The plight of primary education programme in Punjab is clearly seen as against national average of 5.51%, the Punjab Government has been spending only 3% of the total education budget on Elementary Education for the past several years.

The results were indeed shocking. A carefully selected sampling of 384 students in Class VI from rural and urban secondary schools of Patiala Block III revealed that only 2% boys and 4% girls passed in Mathematics and only 12% boys and 14% girls qualified in Punjabi.

In May 2001, the Punjab Elementary Education Board Project Committee, Patiala working under the aegis of the Nishkam Sikh Welfare Council (Regd.), New Delhi, decided to hold a District Scholarship Test for all children who secured 70 % or more marks in the SCERT conducted Class V Annual examination, 2001 to select 20 students on merit basis for scholarships of the value of Rs. 150/- per month for three years covering Classes VI to VIII. The results were dismal as students who had secured 70% or more in their annual examinations through government schools managed to secure on average mere 4.7% in Punjabi, 2.3% in Hindi, 5% in mathematics, 8% in social Science and as low as 2-3% in general knowledge. The so-called public schools having adequate infra-structure were excluded from this experiment. The study exposed the unreliability of the SCERT conducted Class V examinations. Among the selected 310 ‘candidates who had secured 70 % marks and more in Class V examinations, only 3% to 4% were able to obtain 70% and more in the Scholarship test, giving the overall coefficient ratio of 0.21 in 310 candidates.

In setting the question papers for the Scholarship test, care was taken to include only such questions which were within the reach of average or even below average grade of students and were very similar to the standards of SCERT examinations.

The results revealed that against 78.6% secured by the toppers in the SCERT test, the average on the Scholarship test stood at 28% only. As many as 80% examinees got less than 40% marks. Indeed, the marks ranged between 46 and 76 out of 100.
As the Scholarship test was neither too tough, nor outside the prescribed syllabus, the only conclusion that may be arrived at is that in the SCERT examination, the marking could have been very liberal and casual. Copying on a large scale and the use of unfair means was also reported. The SCERT test was mostly on the pattern of Yes/No, Right/Wrong, True/False and did not involve recall, reasoning or written expression. Resultantly, guessing or thoughtful ticking could easily earn a score of 50% marks.

The above results pertain to government-run schools only as the bright children, by and large, shifted to the non-government/public schools because of shortage of teachers and inadequacy of the desired infrastructure in the rural and urban State-run schools, where pass percentage is 64% against non-government schools averaging 97%.
Much reliance cannot, therefore, be reposed on SCERT held examinations.
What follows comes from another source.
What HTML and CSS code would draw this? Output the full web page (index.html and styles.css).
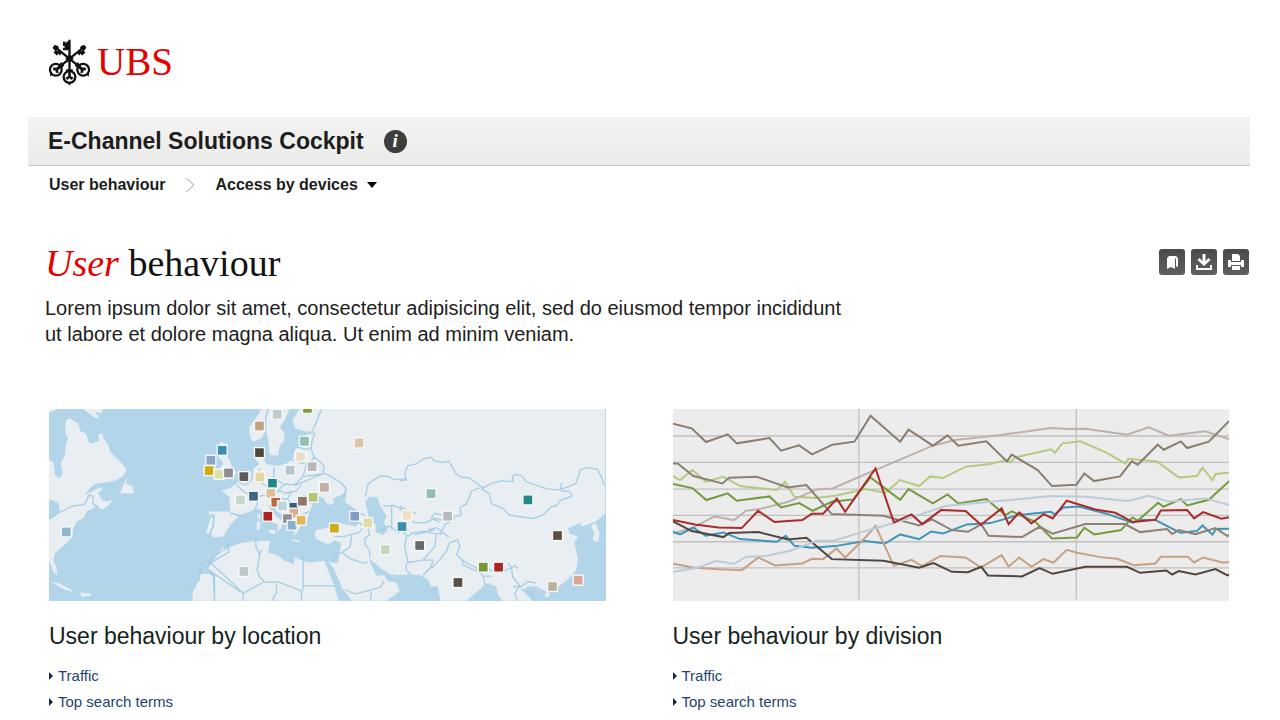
FILE: index.html
```html
<!DOCTYPE html>
<html lang="en">
<head>
<meta charset="utf-8">
<meta name="viewport" content="width=device-width, initial-scale=1">
<title>E-Channel Solutions Cockpit</title>
<link rel="stylesheet" href="styles.css">
</head>
<body>
<div class="page">
  <header>
    <a class="logo" href="#" aria-label="UBS home">
      <svg class="keys" viewBox="52 40 132 144" aria-hidden="true">
        <g fill="none" stroke="#111" stroke-width="7">
          <path d="M118 44V140M88 126L162 66M148 126L74 66"/>
          <circle cx="118" cy="158" r="18"/><circle cx="76" cy="136" r="18"/><circle cx="160" cy="136" r="18"/>
        </g>
        <g fill="#111">
          <path d="M98 49h7v4h4v-4h9v27H98v-8h5v-5h-5zM142 84l9-9 4 4 4-5 8 9-10 9-5-5-4 5zM154 62l10-2 6 8-8 10-12-9zM94 84l-9-9-4 4-4-5-8 9 10 9 5-5 4 5zM82 62l-10-2-6 8 8 10 12-9z"/>
          <path d="M105 101l13-13 13 13-13 13zM108 134h20v9h-20zM112 174h12l-6 11zM92 112l10 10-9 11-9-9zM144 112l-10 10 9 11 9-9zM58 144l10 4-9 9zM178 144l-10 4 9 9z"/>
          <path d="M114 142h8v14l9 4-7 7-6-6-6 6-7-7 9-4zM87 122l6 6-10 9 2 9-9-1-1-7-8-1 2-9 8 2zM149 122l-6 6 10 9-2 9 9-1 1-7 8-1-2-9-8 2z"/>
        </g>
      </svg>
      <span>UBS</span>
    </a>
    <div class="titlebar">
      <h1>E-Channel Solutions Cockpit</h1>
      <button class="info" type="button" aria-label="Information">i</button>
    </div>
    <nav class="crumbs" aria-label="Breadcrumb">
      <a href="#">User behaviour</a>
      <svg class="chevron" viewBox="0 0 10 16" aria-hidden="true"><path d="M1 1l8 7-8 7"/></svg>
      <button type="button">Access by devices <svg class="caret" viewBox="0 0 10 6" aria-hidden="true"><path d="M0 0h10L5 6z"/></svg></button>
    </nav>
  </header>

  <main>
    <div class="intro">
      <div>
        <h2><em>User</em> behaviour</h2>
        <p>Lorem ipsum dolor sit amet, consectetur adipisicing elit, sed do eiusmod tempor incididunt ut labore et dolore magna aliqua. Ut enim ad minim veniam.</p>
      </div>
      <div class="tools">
        <button type="button" aria-label="Bookmark"><svg viewBox="0 0 26 26"><path d="M8 9l2-2h7l2 2v9l-2-1v-7l-1-1v11l-4-2-4 2z"/></svg></button>
        <button type="button" aria-label="Download"><svg viewBox="0 0 26 26"><path d="M11.500 5h3v7l3-3 2 2-6.500 6-6.500-6 2-2 3 3zM5 16h2v3h12v-3h2v5H5z"/></svg></button>
        <button type="button" aria-label="Print"><svg viewBox="0 0 26 26"><path d="M9 5h6l2 2v5H9zM5 11h3v2h10v-2h3v7h-3v-2H8v2H5zM9 17h8v4H9z"/></svg></button>
      </div>
    </div>

    <div class="cards">
      <section>
        <svg class="figure map" viewBox="27 27 1671 576" role="img" aria-label="Map of user locations">
          <g class="land">
            <path d="M27 27h22l-8 6-14 3zM78 60l12-5 10 7 15 8 7 25h8l10 10 5 20 10 5 23-8-3-17 12-7 5 20 13 17 5 20 25 25 15 15 10 15-10 18-15 10-20 7-20 3-30 4-15 13-15 20 15-7 30-16 8 6-13 10 10 22 15 5 18-5-8 12-20 16-12-3-3-10-15 10-20 10-10 20-20 10-10 20-3 25-12 15-23 20-17 15-5 20 10 25 2 20-10-5-12-30-3-10V360l18-10 15-15-5-25-20-10h-8V180l13 5 5 40 15 10 8-15-6-30 13-25 3-35 7-15-10-20z"/>
            <path d="M258 238l5-4-5 17 20 9 4 20h-42zM130 27h60l-8 13-17-5 15 23-20-8zM35 545l25 7 35 18 3 6-23-6-25-14zM120 578l30 4 5 6-30 3zM540 125l25 8-8 28 16 25 5 19 12 12-10 18-50 6 16-16-6-20 10-15-15-20zM497 198l29-2 2 30-32 3z"/>
            <g transform="translate(480)">
              <path d="M185 27l-20 33-17 20 2 30 10 15 25-10 13-25 7 30 5 45 25 2 5-32 14-14-1-22-13-19 15-20 15-33z"/>
              <path d="M300 27l-22 33 8 25 34 10 25-3v8l-20 3-25 15-2 22-13 10-5 25-18 15-30 8-32-6-12-22 4-25-22 5-2 30 10 12-18 16-20 27-15 10-15 5-20 15-25 7 23 18 4 45H25l7 20-14 45 17 2 5 10 30-2 15-25 10-15 25-25 30-10 25-10 15 10 10 15 15 15 20 10-3 20 13-10 3-20-23-20-20-25 10-5 20 20 25 20 10 35 15 5-5 15 10-10 8-15 12-15 15-15 5-20 150 25-10 20-50-10-35 13-35 7-5 13 5 15 35 15 20-10 20 5-5 30-5 28-5 4-40-7-40 5-20-5-25-10-3 20-27-10-20-15-30-10 5-35-50 1-40 6-40 16-12-3-28 40-20 25-20 20-22 50V603H560l40-28-10-28 10-22h60l25 15 10 20h20l7 43h78l40-33 15-15 10-5 25 10 5 25 15 18h90l-30-28 15-15h25l30 15 30-10 35-25 25-30 5-30-10-50 10-20-25-10-5-15 35-15 8 10 12-5 30-10 27-25V27z"/>
              <path d="M1175 378l12-10 14 32-6 28-15-8 4-20zM1038 578l12 0-2 14-12-2zM172 365l10 0-2 25-10-3zM173 346l6-5 2 18-7-3zM208 390l20 0-3 14-17-7zM275 419l25 3-3 5-22-4zM368 425l22-6-10 11z"/>
            </g>
          </g>
          <g class="sea" transform="translate(480)">
            <path d="M325 350l14-40 18-22 14 7 14 20 19-5-4-15 42-17-7 28 36 24 10 30-32 3-40-12-30 5-20 10-32 8zM497 305l12-15 25 3 5 20 12 20 10 15-8 20 12 22-15 15-22-8 0-22-20-20zM373 482l13 3 16 20 26 60 28 38h-40l-13-48zM508 475l18 15 22 18 25 16 27 2-6 22-28-3-12-18-24 0-14-28z"/>
          </g>
          <g class="borders">
            <path d="M27 355l38-21 35-16 33-4 15-29 12 5-2 20 14 12M511 352l10-4 0 30-8 15-2 12M575 340l25 8M565 432l2 25-25 15-35 20-4 18H475M503 510l0 7h-25l0 25-12 8v12h-27M506 510l15 20 3 73M506 510l94 65"/>
            <g transform="translate(480)">
              <path d="M205 27l-8 30 1 33M365 27l-15 40-12 22M345 100l-8 22-3 25 10 25 15 12 14 15-4 25M290 140l27 8 18-5M275 180l30 10 28-5 12-15M320 190l-10 40 60-8M308 232l-22 22-35-1-30-20 2-32M160 210l-5 30-18 15-20-8M180 205l-8 25 15 20 25 15M110 255l25 23 25 10 13 20-8 24M170 290l35-5 30-10 10-15 20-8M237 270l18 10 35-7 15-18M285 258l55-25 35-13 20 10 30 20 15 18-10 20M230 295l30 2 20 15 25-6 30-3M310 283l24 28M210 300l28 8 25-10 12-25M260 322l12 18 35 5 20-10M285 350l-18 15-7-25M92 340l50 12M30 345l13 0-5 40-8 15M88 420l-4 22-38 25-15 15-30 15M25 482l105 98 65-35M168 410v30l12 25-8 45 8 22 17 15 33 0M185 450l-8 15M130 580v23M230 545l75 28v30M0 519h20l24 5v79M310 470v88h108M310 558v15M230 550v27l-13 26M372 475l12 10M403 410l28 0 20-6 25-5 14-15-8-15-30-3M403 463l23-5 25-17 5-35M428 458l25 20 40 12 12-3M405 465l-7 22M482 370l23 13 5 22-15 10 2 20 12 15 2 22M440 325l30 10 25 12M435 569l30 13 48-11 30-10 10-18M515 575l-3 28M497 290l8-38 35-23 25 0 20 10 35-2"/>
              <path d="M540 393l28-15 32 22M550 318l26-1v70M578 315l35 15"/>
            </g>
            <g transform="translate(1080)">
              <path d="M0 242l20-2-5-23 10-20 25-5 20-15 25-5 8 10 25 5 20-3 22 38 15 10 25 2 30 23 10 7 25-13 30-8 35 2-2-15 10-7 20 6 10 15 35 13 30 10 35 3 30-10 20-8 10-28 5-15 20-6 30 5 12 20 8 25 22 17M245 266l25 15 5 30 35 15 20 20 70 10 30-10 25-25 18-5 10-15 35-12-8-15-22 0-5-12 4-13M240 264l-25 10-5 18-10 20-18 10 2 24-25 5-20-3-12 12-24-5-25 13-20 0-15 0-20-35-23-2M0 318l25 15 25 8M165 355l-30 20-12 30M85 390l25-7 15 10M75 370l25-12 20 8M0 385l25 25 15-12 35-4 32 8 25-3 15 13M20 410l-5 30 10 48 45-7 35-40 5-38M70 481l30 0-5 20-25 25M95 505l25-25 23-30 5-20 25-10 8 20-10 25 25 22 40 20 25-2 20 10 35-2 30-15 10 8M185 475l5 20 50 22M240 517l10 12 25 0M250 529l8 28M325 490l10 12 5 30 20 25-15 25 8 20M340 560l25 0 20-15 25 5M365 568l28 10 10 25M20 487v25l15 13M95 355l10-15 20 5M45 405l60-16M280 497h5"/>
            </g>
          </g>
          <g class="markers" transform="translate(-13 -13)">
            <rect x="79" y="396" fill="#8fb6cf"/><rect x="547" y="151" fill="#3b8fae"/><rect x="513" y="181" fill="#8ea5c5"/><rect x="508" y="212" fill="#d2a90f"/><rect x="537" y="223" fill="#dfe1ab"/><rect x="566" y="219" fill="#918b92"/>
            <rect x="659" y="78" fill="#c6a27e"/><rect x="712" y="43" fill="#bfcbcd"/><rect x="803" y="25" fill="#7f9b34"/><rect x="659" y="158" fill="#51463d"/><rect x="794" y="124" fill="#90bfb3"/><rect x="782" y="170" fill="#eaddca"/><rect x="817" y="200" fill="#b8b8b8"/><rect x="751" y="211" fill="#b7c7cf"/><rect x="612" y="230" fill="#5c5b5c"/><rect x="660" y="231" fill="#e5d6a2"/><rect x="698" y="250" fill="#208789"/><rect x="854" y="262" fill="#c0b0a4"/><rect x="602" y="300" fill="#c1d9c7"/><rect x="641" y="289" fill="#3e6685"/><rect x="693" y="280" fill="#dcc09a"/><rect x="708" y="307" fill="#bf6640"/><rect x="728" y="318" fill="#bdd6dc"/><rect x="762" y="322" fill="#345e7c"/><rect x="762" y="340" fill="#dca992"/><rect x="788" y="304" fill="#8d7768"/><rect x="820" y="292" fill="#b7c478"/><rect x="743" y="356" fill="#929095"/><rect x="757" y="376" fill="#89b1ce"/><rect x="784" y="361" fill="#dfb85b"/><rect x="684" y="349" fill="#ae2422"/><rect x="884" y="385" fill="#d1ab13"/><rect x="945" y="349" fill="#829fc3"/><rect x="984" y="369" fill="#e1dca3"/><rect x="958" y="129" fill="#dac5a6"/><rect x="1037" y="449" fill="#c5d8be"/><rect x="612" y="515" fill="#bdc9c9"/>
            <rect x="1174" y="281" fill="#91beb2"/><rect x="1102" y="346" fill="#efddc4"/><rect x="1224" y="349" fill="#b7babc"/><rect x="1087" y="380" fill="#398eae"/><rect x="1140" y="437" fill="#65686c"/><rect x="1465" y="300" fill="#258788"/><rect x="1554" y="407" fill="#5e4c3f"/><rect x="1331" y="502" fill="#789634"/><rect x="1377" y="502" fill="#aa2624"/><rect x="1255" y="548" fill="#594c42"/><rect x="1539" y="560" fill="#bdb09f"/><rect x="1616" y="541" fill="#dca797"/>
          </g>
        </svg>
        <h3>User behaviour by location</h3>
        <ul>
          <li><a href="#">Traffic</a></li>
          <li><a href="#">Top search terms</a></li>
        </ul>
      </section>

      <section>
        <svg class="figure chart" viewBox="24 27 1668 575" role="img" aria-label="Line chart of user behaviour by division">
          <path class="grid" d="M24 108H1692M24 187H1692M24 267H1692M24 346H1692M24 425H1692M24 503H1692M581 27V597M1233 27V597"/>
          <g class="lines">
            <polyline stroke="#b5ca80" points="24,228 45,240 82,210 122,245 175,230 225,258 335,270 360,245 388,290 450,294 510,287 600,267 660,278 705,240 762,258 795,229 833,234 902,200 975,192 1025,180 1035,187 1050,172 1125,155 1157,148 1169,158 1191,130 1245,124 1320,156 1380,190 1389,176 1474,184 1540,232 1594,228 1611,203 1641,240 1650,222 1692,218"/>
            <polyline stroke="#bdb2ab" points="24,400 85,382 148,349 207,360 243,332 285,327 370,305 455,268 502,265 600,223 803,137 870,120 1000,106 1155,84 1210,87 1260,86 1385,104 1450,82 1510,107 1620,94 1692,118"/>
            <polyline stroke="#8b7d70" points="24,71 80,85 123,126 188,103 215,130 313,114 348,152 402,136 441,163 502,134 568,125 616,47 705,125 730,89 803,137 847,106 879,137 963,124 1025,184 1039,164 1117,210 1160,258 1233,254 1257,220 1286,243 1364,229 1399,184 1417,194 1477,134 1495,149 1546,124 1565,144 1630,125 1692,62"/>
            <polyline stroke="#3e95b9" points="24,395 45,403 85,383 122,407 175,397 225,417 335,425 362,407 388,437 440,443 510,438 600,423 660,430 705,403 762,417 798,394 834,400 905,373 975,369 1060,345 1157,335 1168,343 1195,322 1240,319 1320,340 1402,368 1420,360 1470,360 1545,398 1594,393 1611,376 1641,404 1651,387 1692,386"/>
            <polyline stroke="#769a3d" points="24,252 82,264 124,300 188,280 215,302 313,289 348,322 402,309 443,332 500,305 565,298 616,232 705,299 730,267 803,310 847,283 879,310 963,297 1020,345 1039,334 1110,365 1160,415 1235,412 1257,383 1287,403 1367,390 1401,352 1417,362 1478,308 1494,320 1546,297 1565,316 1630,299 1692,243"/>
            <polyline stroke="#8e8074" points="24,190 38,190 85,228 172,250 192,233 275,230 368,262 424,255 500,342 654,347 762,376 800,358 860,390 908,395 948,373 970,407 1070,411 1123,380 1162,401 1260,372 1378,372 1424,396 1505,387 1520,402 1540,390 1590,402 1650,384 1686,408 1692,403"/>
            <polyline stroke="#c6a184" points="24,491 85,502 160,507 230,510 280,472 330,496 412,490 440,476 474,477 514,445 540,472 600,413 631,377 686,497 739,479 771,498 825,468 901,472 947,502 1009,465 1030,499 1062,472 1098,500 1135,477 1164,488 1204,449 1235,458 1305,471 1355,476 1405,495 1470,490 1486,470 1567,470 1586,487 1613,472 1674,488 1692,485"/>
            <polyline stroke="#51463f" points="24,364 80,393 175,411 192,399 280,396 368,418 424,413 500,477 655,482 762,503 805,489 860,515 908,516 948,500 968,526 1070,529 1123,504 1162,521 1260,500 1385,500 1424,518 1503,511 1520,523 1540,513 1590,523 1650,507 1686,526 1692,523"/>
            <polyline stroke="#bccbd8" points="24,516 100,502 152,483 207,491 243,470 300,468 375,452 455,422 505,422 600,393 700,365 840,318 1000,303 1155,288 1260,290 1388,303 1450,287 1510,304 1620,295 1692,315"/>
            <polyline stroke="#a92b2b" points="24,360 90,373 160,382 230,384 279,332 328,366 412,360 440,341 474,341 515,296 540,335 631,205 686,367 739,343 771,372 827,330 901,333 947,374 1009,325 1030,372 1062,337 1098,370 1135,342 1162,355 1204,302 1290,328 1350,338 1402,366 1470,359 1486,331 1565,330 1586,355 1613,336 1668,356 1692,351"/>
          </g>
        </svg>
        <h3>User behaviour by division</h3>
        <ul>
          <li><a href="#">Traffic</a></li>
          <li><a href="#">Top search terms</a></li>
        </ul>
      </section>
    </div>
  </main>
</div>
</body>
</html>
```
FILE: styles.css
```css
* { box-sizing: border-box; }

body {
  margin: 0;
  background: #fff;
  color: #1d1d1d;
  font-family: "Liberation Sans", Arial, sans-serif;
}

h1, h2, h3, p, ul { margin: 0; padding: 0; }
a { color: inherit; text-decoration: none; }
button { font: inherit; color: inherit; border: 0; padding: 0; background: none; cursor: pointer; }
svg { display: block; }

.page { padding: 38px 30px 0 28px; }

.logo {
  display: flex;
  align-items: center;
  gap: 6px;
  height: 48px;
  margin: 0 0 31px 20px;
  width: max-content;
  color: #e60000;
  font: 39px/48px "Liberation Serif", "Times New Roman", serif;
}
.keys { width: 43px; height: 48px; }

.titlebar {
  display: flex;
  align-items: center;
  gap: 20px;
  min-height: 49px;
  padding: 0 20px;
  border-bottom: 1px solid #c6c6c6;
  background: linear-gradient(#f3f3f2, #ebebea);
}
h1 { font-size: 23px; line-height: 28px; }
.info {
  width: 23px;
  height: 23px;
  border-radius: 50%;
  background: #3d3d3d;
  color: #fff;
  font: italic bold 19px/22px "Liberation Serif", serif;
}

.crumbs {
  display: flex;
  align-items: center;
  gap: 20px;
  padding: 8px 21px;
  font-size: 16px;
  font-weight: bold;
  line-height: 22px;
}
.chevron { width: 10px; height: 16px; fill: none; stroke: #a5a5a5; stroke-width: 1; }
.crumbs button { display: flex; align-items: center; gap: 9px; }
.caret { width: 10px; height: 6px; }

.intro {
  display: flex;
  justify-content: space-between;
  padding: 35px 1px 0 17px;
}
h2 {
  color: #111;
  font: 38px/48px "Liberation Serif", "Times New Roman", serif;
}
h2 em { color: #e60000; }
.intro p { max-width: 812px; margin-top: 8px; font-size: 20px; line-height: 26px; }
.tools { display: flex; gap: 6px; padding-top: 10px; }
.tools button {
  width: 26px;
  height: 26px;
  border-radius: 3px;
  background: linear-gradient(#4a4a4a, #606060);
}
.tools svg { width: 26px; height: 26px; fill: #fff; }

.cards {
  display: grid;
  grid-template-columns: 1fr 1fr;
  gap: 67px;
  padding: 62px 21px 0;
}
.figure { width: 100%; height: auto; }
.map { background: #b3d5e9; }
.land { fill: #e8eef2; }
.sea { fill: #b3d5e9; }
.borders { fill: none; stroke: #a7cee4; stroke-width: 4; stroke-linejoin: round; }
.markers rect { width: 26px; height: 26px; stroke: #f8fafa; stroke-width: 8; paint-order: stroke; }
.chart { background: #ececec; }
.grid { fill: none; stroke: #c0c0c0; stroke-width: 4; }
.lines { fill: none; stroke-width: 6; }

h3 { margin-top: 20px; color: #142322; font-size: 23px; font-weight: normal; line-height: 30px; }
ul { margin-top: 12px; list-style: none; }
li { display: flex; align-items: center; gap: 5px; color: #1f3f73; font-size: 15px; line-height: 26px; }
li::before {
  content: "";
  border: solid transparent;
  border-width: 4px 0 4px 4px;
  border-left-color: #12284f;
}
```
For nearly 100 days in a year, 80 to 85% teachers are assigned non-academic duties, for which they have to absent themselves from the schools. This accounts for poor performance of children. Further, in the SCERT test system, the answer books are marked internally and the entire exercise of evaluation is completed in 3-4 days and markings are not coordinated by different examiners and there does not exist uniformity of scoring procedure.

The Nishkam Sikh Welfare Council, New Delhi, has offered pertinent recommendations to improve the present unsatisfactory conditions of elementary education in Punjab. The sanctity of the system of examination must be maintained, by strengthening the relative evaluation and teaching, so that the teaching-learning process becomes meaningful by giving training to teachers for setting objectives of teaching different subjects in the syllabus. It is admitted that at the primary level, internal assessment is the only answer.

The present ‘Yes-No’ type of question papers must be discouraged which leads to cramming and guessing, on one hand, and retard development of reasoning or creative ability, on the other. It has resulted in rendering the children unfit to write 3-4 lines coherently and express themselves freely in public examinations. This is the biggest snag in the SCERT test format.

It has been observed in the present method of teaching that average and decimal fractions in mathematics had not been attempted in the tests held showing a resistance to change or improvement. Weightage to Language and Mathematics could be increased by at least 25%

It has been suggested by the Union Minister for Human Resources that before matriculation examination, the external tests of children should be replaced by internal tests and their scope enhanced. The public examinations frighten the students and create anxiety and tension in juvenile minds leading to possible sense of hatred and aversion for studies leading to cheating, copying and other unfair means. Till such time the amended systems are introduced, internal examinations must be made accountable.

They should be given academic freedom for experimentation, and innovations must be encouraged by instituting awards and incentives to enable teachers to use new strategies to motivate the children to become innovative and creative. Good pedagogical practices largely depend upon the emotional relationship between the teacher and the taught. For effective communication with the students, teachers must be given a free hand to decide the syllabus and in organising the schedule of teaching.
Under regimentation, the academic achievements of the bright students also suffer and the standards of education are declining fast. Some apparent causes are (a) inadequate inputs, including teachers, (b) defective syllabus, (c) lack of supervision and guidance, (d) absence of clear-cut education policy, (e) centralisation of authority in the minister, sidelining the education officers, (t) uneven distribution of resources and (g) a parallel system of completely independent public schools. All these causes and prevalent lethargy, de-motivation, lack of will and personal interests, tuitions, absence from duty impinge on the progress of education.

The inflated marking of the SCERT conducted examinations cannot dilute the charge that educational standards are deteriorating. 97-98% marks awarded are a deception, a trick which failed. An important step is to appoint more teachers so that thousands of closed schools are reopened. The teachers’ training must be given priority for which an infrastructure at PSEB level must be created. Sick schools have to be identified and steps taken to stem the rot.